[WHAT THE TASK ASKS] Locate the lines that hold the string "index". Copy every such line.

[DATA SECTION]
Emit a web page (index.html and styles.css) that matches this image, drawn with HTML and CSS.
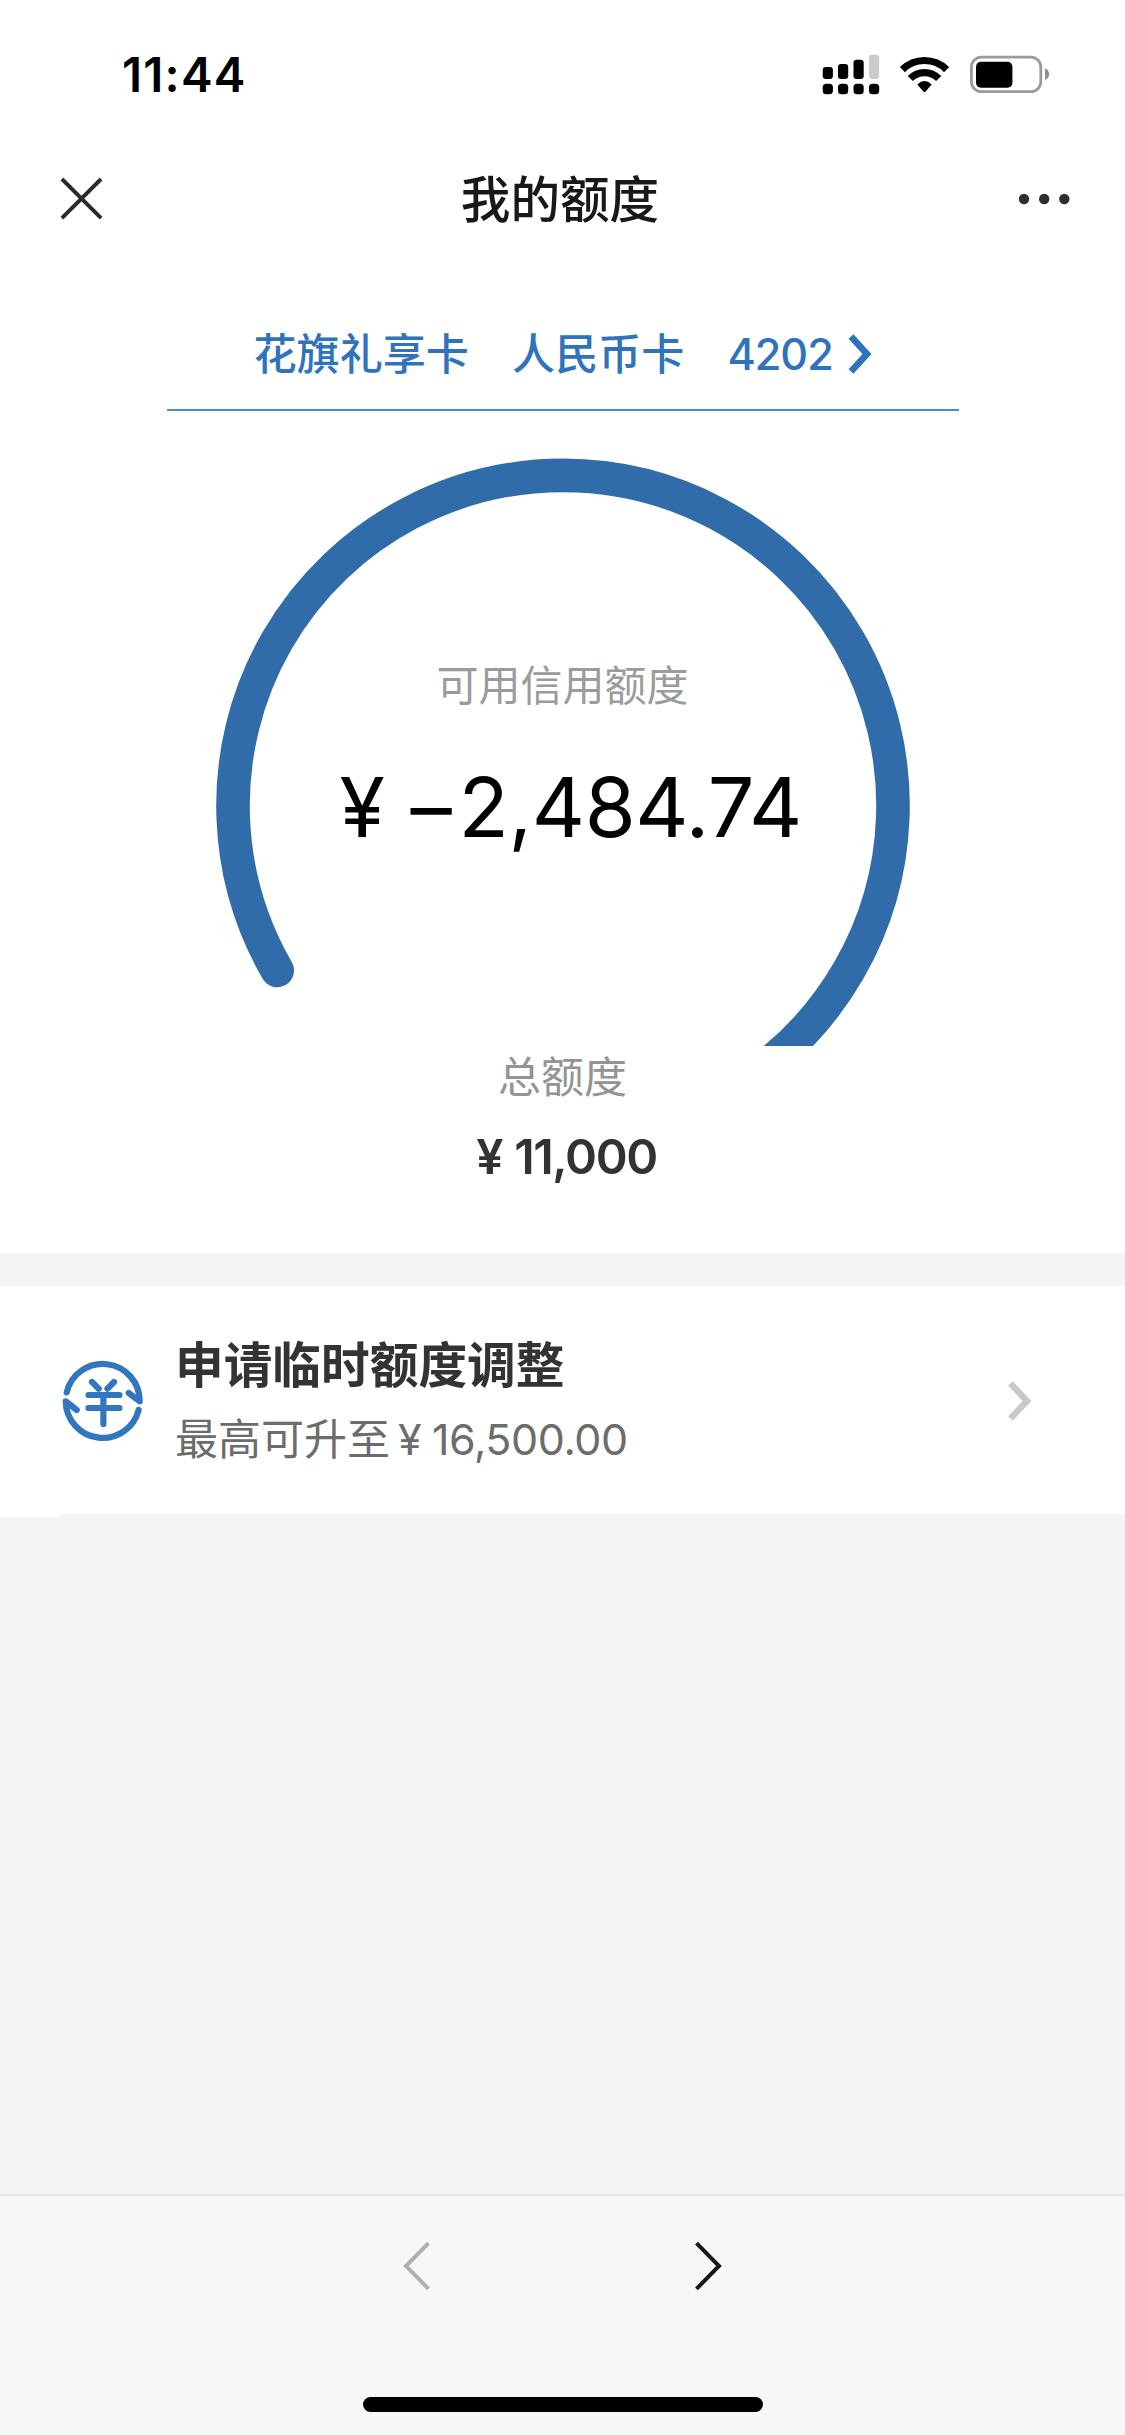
FILE: index.html
```html
<!DOCTYPE html>
<html lang="zh-CN">
<head>
<meta charset="utf-8">
<title>我的额度</title>
<link rel="stylesheet" href="styles.css">
</head>
<body>
<div class="screen">
  <header class="status-bar">
    <span class="clock">11:44</span>
    <svg class="status-icons" viewBox="0 0 240 50" width="240" height="50">
      <g fill="#000">
        <rect x="2.7" y="17" width="10.2" height="12" rx="3"/>
        <rect x="18" y="14" width="10.2" height="15" rx="3"/>
        <rect x="33.5" y="9.7" width="10.2" height="19.3" rx="3"/>
        <rect x="49" y="4.7" width="10.2" height="24.3" rx="3" fill="#cbcbcb"/>
        <rect x="2.7" y="33.7" width="10.2" height="10.6" rx="3.6"/>
        <rect x="18" y="33.7" width="10.2" height="10.6" rx="3.6"/>
        <rect x="33.5" y="33.7" width="10.2" height="10.6" rx="3.6"/>
        <rect x="49" y="33.7" width="10.2" height="10.6" rx="3.6"/>
      </g>
      <g fill="none" stroke="#000" stroke-width="7.2">
        <path d="M82.4 19.6A31.4 31.4 0 0 1 126.6 19.6"/>
        <path d="M90.3 28.6A19.7 19.7 0 0 1 118.7 28.6"/>
      </g>
      <path d="M97.3 34.4Q104.5 27.6 111.7 34.4L105.4 41.7Q104.5 42.6 103.6 41.7Z" fill="#000"/>
      <rect x="151.4" y="7.1" width="69.4" height="34.6" rx="10" fill="none" stroke="#9b9b9b" stroke-width="2.8"/>
      <rect x="156" y="11.7" width="36.4" height="26" rx="5" fill="#000"/>
      <path d="M225 18.2C230.4 20 230.4 28.2 225 30Z" fill="#8e8e8e"/>
    </svg>
  </header>

  <nav class="nav-bar">
    <svg class="close" viewBox="0 0 44 44" width="44" height="44"><path d="M2.9 2L42.1 41.2M42.1 2L2.9 41.2" fill="none" stroke="#2b2b2b" stroke-width="3.9"/></svg>
    <h1 class="nav-title">我的额度</h1>
    <svg class="more" viewBox="0 0 54 12" width="54" height="12"><g fill="#2f2f2f"><circle cx="7" cy="6" r="5.2"/><circle cx="27.2" cy="6" r="5.2"/><circle cx="47.3" cy="6" r="5.2"/></g></svg>
  </nav>

  <main class="quota">
    <div class="card-picker">
      <span class="card-name">花旗礼享卡　人民币卡　<span class="card-tail">4202</span></span>
      <svg class="picker-arrow" viewBox="0 0 26 42" width="26" height="42"><path d="M3 3.5L19 21L3 38.5" fill="none" stroke="#2f73be" stroke-width="6.6"/></svg>
    </div>
    <section class="gauge">
      <svg class="gauge-ring" viewBox="0 0 700 588" width="700" height="588"><path d="M64.2 512.4A330 330 0 1 1 635.8 512.4A330 330 0 0 1 350 677.4" fill="none" stroke="#306caa" stroke-width="33.6" stroke-linecap="round"/></svg>
      <div class="gauge-text">
        <div class="gauge-label">可用信用额度</div>
        <div class="gauge-amount"><span class="yen">¥</span><span class="dash">–</span><span class="figure">2,484.74</span></div>
      </div>
    </section>
    <div class="total-label">总额度</div>
    <div class="total-amount"><span class="total-yen">¥</span><span class="total-figure">11,000</span></div>
  </main>

  <section class="menu">
    <a class="menu-item">
      <svg class="yuan-icon" viewBox="0 0 90 90" width="90" height="90"><g fill="none" stroke="#3276c0" stroke-width="6.2" stroke-linecap="round" stroke-linejoin="round">
        <path d="M9.7 37.4A37 37 0 0 1 82.7 46.4L71.7 38"/>
        <path d="M81.6 54.9A37 37 0 0 1 8.7 46.3L19.7 55"/>
        <path d="M31.5 40H62.5M31.5 53H62.5M46.4 40V69M35 27L41.7 33.7M57 27L50.5 33.7"/>
      </g></svg>
      <div class="menu-text">
        <div class="menu-title">申请临时额度调整</div>
        <div class="menu-sub">最高可升至<span class="sub-yen">¥</span><span class="sub-figure">16,500.00</span></div>
      </div>
      <svg class="menu-arrow" viewBox="0 0 26 42" width="26" height="42"><path d="M2.5 4.5L19 22L2.5 39.5" fill="none" stroke="#c7c7cc" stroke-width="6.4"/></svg>
    </a>
  </section>

  <div class="blank"></div>

  <footer class="toolbar">
    <div class="history">
      <svg viewBox="0 0 30 52" width="30" height="52"><path d="M26.5 3.2L4 26L26.5 48.8" fill="none" stroke="#b0b0b0" stroke-width="4"/></svg>
      <svg viewBox="0 0 30 52" width="30" height="52"><path d="M2.5 3.2L25 26L2.5 48.8" fill="none" stroke="#181818" stroke-width="4"/></svg>
    </div>
    <div class="home-indicator"></div>
  </footer>
</div>
</body>
</html>
```

FILE: styles.css
```css
* { box-sizing: border-box; }
body {
  margin: 0;
  background: #f4f4f4;
  font-family: Inter, "Noto Sans CJK SC", sans-serif;
}
svg { display: block; flex: none; }
.screen {
  width: 1125px;
  height: 2435px;
  display: flex;
  flex-direction: column;
  overflow: hidden;
}
.status-bar {
  height: 132px;
  flex: none;
  background: #fff;
  display: flex;
  justify-content: space-between;
  align-items: flex-start;
  padding: 50px 65px 0 122px;
}
.clock {
  font-size: 47.5px;
  line-height: 50px;
  font-weight: 600;
  letter-spacing: 1.2px;
  color: #000;
}
.nav-bar {
  height: 138px;
  flex: none;
  background: #fff;
  display: flex;
  justify-content: space-between;
  align-items: center;
  padding: 0 54px 4px 59px;
}
.nav-title {
  margin: 0;
  padding-top: 2px;
  font-size: 49.6px;
  line-height: 72px;
  font-weight: 500;
  color: #181818;
}
.quota {
  height: 983px;
  flex: none;
  background: #fff;
  display: flex;
  flex-direction: column;
  align-items: center;
}
.card-picker {
  width: 792px;
  height: 141px;
  flex: none;
  border-bottom: 2px solid #4a8dca;
  color: #2f73be;
  display: flex;
  align-items: center;
  gap: 15px;
  padding: 28px 0 0 87px;
}
.card-name {
  font-size: 43.1px;
  line-height: 62px;
  font-weight: 500;
  white-space: nowrap;
}
.card-tail { letter-spacing: -1px; }
.gauge {
  width: 700px;
  height: 588px;
  margin-top: 47px;
  flex: none;
  display: grid;
}
.gauge-ring, .gauge-text { grid-area: 1 / 1; }
.gauge-text { padding-top: 197px; }
.gauge-label {
  font-size: 42px;
  line-height: 62px;
  font-weight: 400;
  color: #9b9b9b;
  text-align: center;
}
.gauge-amount {
  margin-top: 40px;
  padding-left: 127px;
  display: flex;
  font-size: 82.5px;
  line-height: 100px;
  color: #000;
  white-space: nowrap;
}
.yen { width: 71px; }
.dash { width: 48px; }
.figure { letter-spacing: -0.4px; }
.total-label {
  font-size: 43px;
  line-height: 62px;
  font-weight: 400;
  color: #949494;
}
.total-amount {
  margin-top: 19px;
  padding-left: 8px;
  display: flex;
  font-size: 48.5px;
  line-height: 60px;
  font-weight: 600;
  color: #333;
}
.total-yen { width: 38px; }
.total-figure { letter-spacing: -1.4px; }
.menu {
  flex: none;
  margin-top: 33px;
}
.menu-item {
  height: 228px;
  display: flex;
  align-items: center;
  padding: 0 91px 0 57px;
  background: #fff;
}
.menu-text { flex: 1; padding: 0 0 0 28px; }
.menu-title {
  font-size: 48.7px;
  line-height: 70px;
  font-weight: 700;
  color: #333;
}
.menu-sub {
  margin-top: 7px;
  display: flex;
  font-size: 43px;
  line-height: 62px;
  font-weight: 400;
  color: #6c6c6c;
}
.sub-yen { width: 34px; margin-left: 8px; }
.sub-figure { letter-spacing: -0.4px; }
/* The divider inset leaves a short white lip under the icon column. */
.menu::after {
  content: "";
  display: block;
  width: 61px;
  height: 3px;
  background: #fff;
}
.blank { flex: 1; }
.toolbar {
  height: 241px;
  flex: none;
  border-top: 2px solid #e6e6e6;
  background: #f7f7f7;
  display: flex;
  flex-direction: column;
  align-items: center;
  justify-content: space-between;
  padding: 44px 0 23px;
}
.history { display: flex; gap: 262px; }
.home-indicator {
  width: 400px;
  height: 15px;
  border-radius: 8px;
  background: #000;
}
```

[ANSWER TO THE EXERCISE]
Emit a web page (index.html and styles.css) that matches this image, drawn with HTML and CSS.
FILE: index.html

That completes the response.